Work to be completed
From the first line of the data below through the line bearing "string; w: string;", reproduce each line exactly; do not include pictures.

>> start Dataset extract

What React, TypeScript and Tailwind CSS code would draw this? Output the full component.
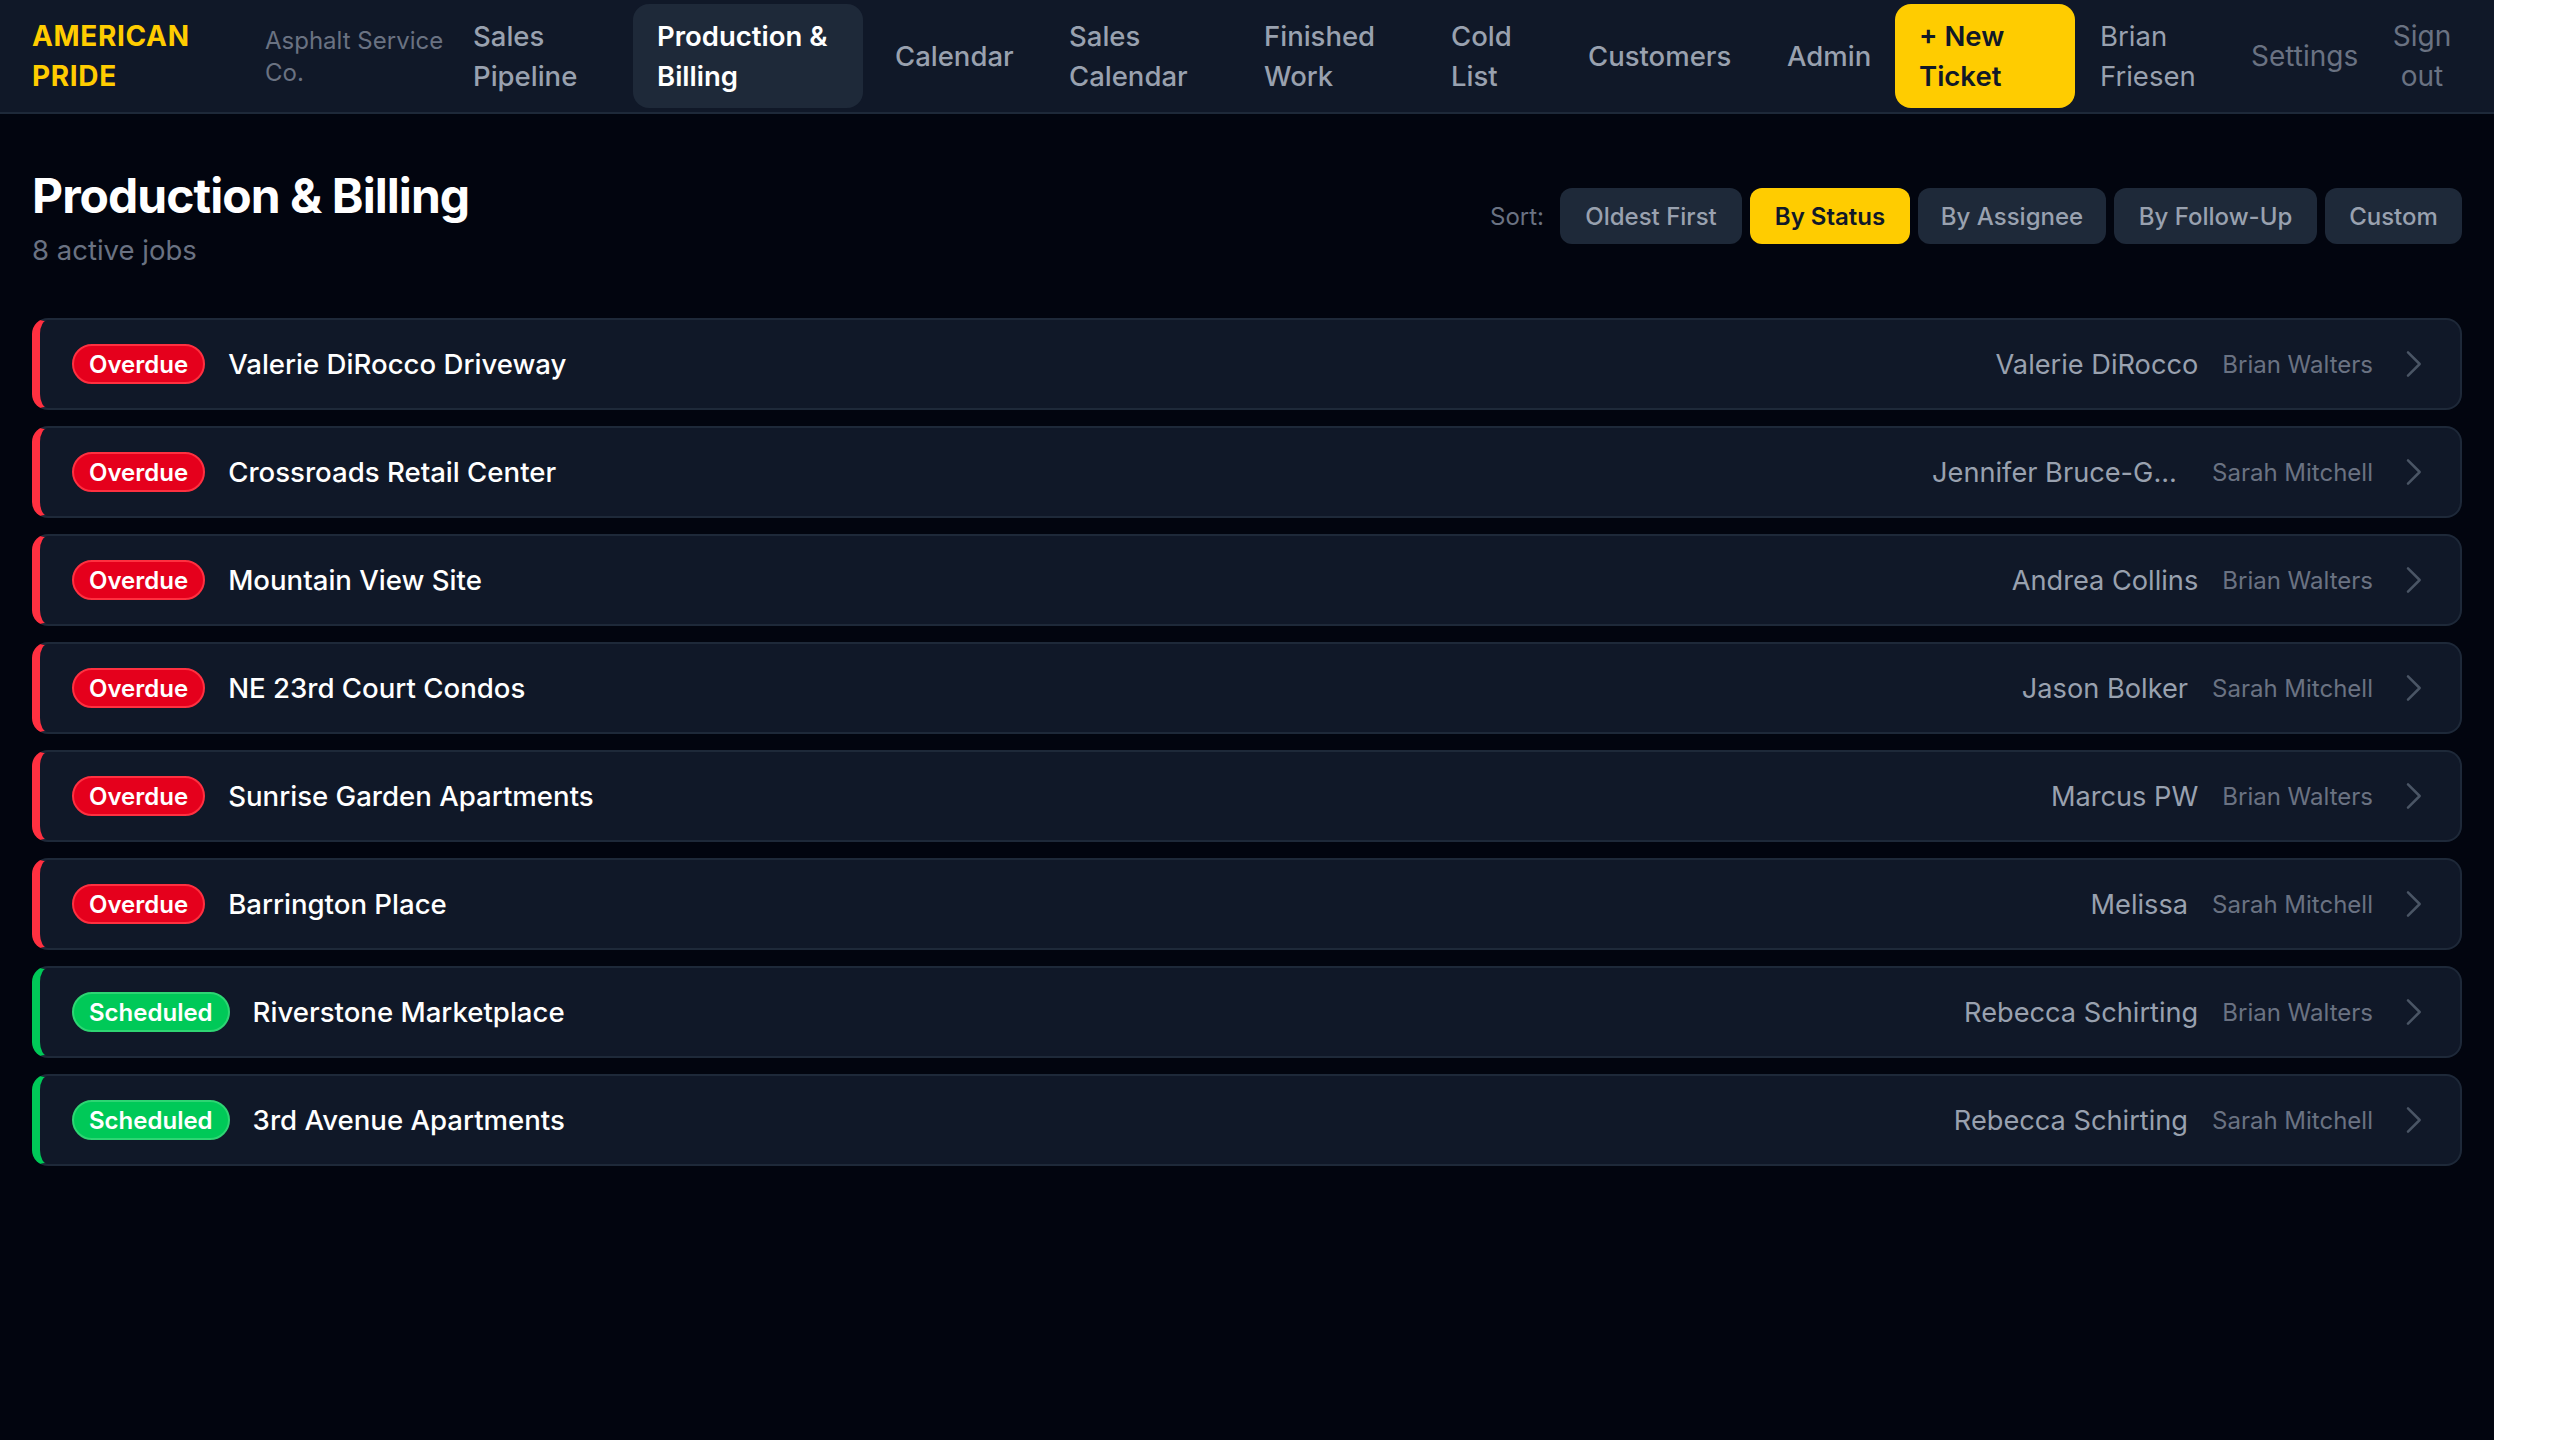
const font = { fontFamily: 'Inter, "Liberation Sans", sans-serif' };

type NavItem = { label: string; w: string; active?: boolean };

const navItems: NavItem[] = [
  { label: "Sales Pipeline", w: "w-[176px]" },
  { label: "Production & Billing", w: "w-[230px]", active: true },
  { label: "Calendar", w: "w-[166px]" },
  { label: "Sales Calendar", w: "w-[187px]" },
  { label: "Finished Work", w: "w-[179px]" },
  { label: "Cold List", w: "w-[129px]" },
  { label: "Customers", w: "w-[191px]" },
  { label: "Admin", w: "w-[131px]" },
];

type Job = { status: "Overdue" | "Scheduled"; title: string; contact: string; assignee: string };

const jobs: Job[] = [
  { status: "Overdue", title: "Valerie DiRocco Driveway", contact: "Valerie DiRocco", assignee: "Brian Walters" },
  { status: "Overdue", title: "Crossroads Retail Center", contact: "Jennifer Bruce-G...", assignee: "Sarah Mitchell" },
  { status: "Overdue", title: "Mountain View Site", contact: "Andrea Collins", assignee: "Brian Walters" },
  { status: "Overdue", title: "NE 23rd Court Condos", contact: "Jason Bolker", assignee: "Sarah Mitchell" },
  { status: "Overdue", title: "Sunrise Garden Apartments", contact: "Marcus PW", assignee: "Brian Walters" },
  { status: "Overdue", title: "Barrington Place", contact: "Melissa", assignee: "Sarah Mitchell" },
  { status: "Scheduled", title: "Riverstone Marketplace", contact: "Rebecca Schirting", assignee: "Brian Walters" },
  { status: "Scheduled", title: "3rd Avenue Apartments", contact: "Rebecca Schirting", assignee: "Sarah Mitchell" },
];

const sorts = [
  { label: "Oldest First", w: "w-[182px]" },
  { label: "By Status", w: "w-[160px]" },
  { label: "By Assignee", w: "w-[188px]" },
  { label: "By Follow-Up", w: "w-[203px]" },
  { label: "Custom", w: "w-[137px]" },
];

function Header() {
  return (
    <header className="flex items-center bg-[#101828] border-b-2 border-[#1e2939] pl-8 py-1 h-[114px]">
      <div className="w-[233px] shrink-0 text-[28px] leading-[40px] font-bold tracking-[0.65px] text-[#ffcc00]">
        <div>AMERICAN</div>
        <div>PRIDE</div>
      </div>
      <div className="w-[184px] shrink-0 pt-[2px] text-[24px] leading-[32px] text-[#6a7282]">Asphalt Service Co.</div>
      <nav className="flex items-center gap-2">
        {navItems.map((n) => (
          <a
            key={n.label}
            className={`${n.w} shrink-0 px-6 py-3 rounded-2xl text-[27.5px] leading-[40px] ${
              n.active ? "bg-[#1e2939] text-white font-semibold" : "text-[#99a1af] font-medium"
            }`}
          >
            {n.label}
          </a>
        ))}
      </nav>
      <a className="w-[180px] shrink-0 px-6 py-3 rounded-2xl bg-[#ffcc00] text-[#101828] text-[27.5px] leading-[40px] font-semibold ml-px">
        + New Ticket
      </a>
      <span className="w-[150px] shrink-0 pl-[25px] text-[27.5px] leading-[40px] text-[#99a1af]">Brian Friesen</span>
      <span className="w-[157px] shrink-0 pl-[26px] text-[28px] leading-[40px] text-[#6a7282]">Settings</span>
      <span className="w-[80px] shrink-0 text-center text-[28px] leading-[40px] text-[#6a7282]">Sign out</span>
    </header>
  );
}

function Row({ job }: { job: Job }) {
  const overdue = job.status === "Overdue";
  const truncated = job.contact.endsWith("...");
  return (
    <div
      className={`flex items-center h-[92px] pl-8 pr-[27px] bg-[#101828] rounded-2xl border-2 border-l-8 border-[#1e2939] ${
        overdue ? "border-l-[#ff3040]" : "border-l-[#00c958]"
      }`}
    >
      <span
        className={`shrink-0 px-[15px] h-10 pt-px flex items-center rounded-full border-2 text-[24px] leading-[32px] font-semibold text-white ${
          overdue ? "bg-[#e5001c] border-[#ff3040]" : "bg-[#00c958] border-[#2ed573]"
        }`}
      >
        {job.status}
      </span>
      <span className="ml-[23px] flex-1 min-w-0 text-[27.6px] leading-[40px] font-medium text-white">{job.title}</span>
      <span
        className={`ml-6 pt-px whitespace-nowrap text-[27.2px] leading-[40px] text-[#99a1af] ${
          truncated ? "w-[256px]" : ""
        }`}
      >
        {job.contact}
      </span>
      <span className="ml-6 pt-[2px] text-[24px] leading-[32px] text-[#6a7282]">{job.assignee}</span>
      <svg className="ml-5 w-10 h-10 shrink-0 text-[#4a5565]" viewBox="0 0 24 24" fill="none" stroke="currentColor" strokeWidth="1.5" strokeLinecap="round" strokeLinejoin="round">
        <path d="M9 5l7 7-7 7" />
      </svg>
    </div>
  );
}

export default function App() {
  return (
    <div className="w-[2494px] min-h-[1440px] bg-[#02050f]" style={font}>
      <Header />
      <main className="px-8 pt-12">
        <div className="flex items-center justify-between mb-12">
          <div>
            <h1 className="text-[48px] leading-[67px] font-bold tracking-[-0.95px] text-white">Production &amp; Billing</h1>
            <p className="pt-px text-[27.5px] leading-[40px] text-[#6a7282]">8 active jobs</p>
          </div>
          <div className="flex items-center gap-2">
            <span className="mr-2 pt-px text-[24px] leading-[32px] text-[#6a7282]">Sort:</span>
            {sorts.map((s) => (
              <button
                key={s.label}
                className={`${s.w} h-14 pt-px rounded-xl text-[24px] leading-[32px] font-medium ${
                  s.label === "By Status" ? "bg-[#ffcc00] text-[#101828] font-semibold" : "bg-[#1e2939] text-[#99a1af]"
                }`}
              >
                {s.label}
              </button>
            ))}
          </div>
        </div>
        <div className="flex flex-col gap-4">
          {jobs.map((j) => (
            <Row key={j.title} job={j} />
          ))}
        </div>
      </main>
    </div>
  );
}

>> end Dataset extract

Output of the task
What React, TypeScript and Tailwind CSS code would draw this? Output the full component.
const font = { fontFamily: 'Inter, "Liberation Sans", sans-serif' };

type NavItem = { label: string; w: string; active?: boolean };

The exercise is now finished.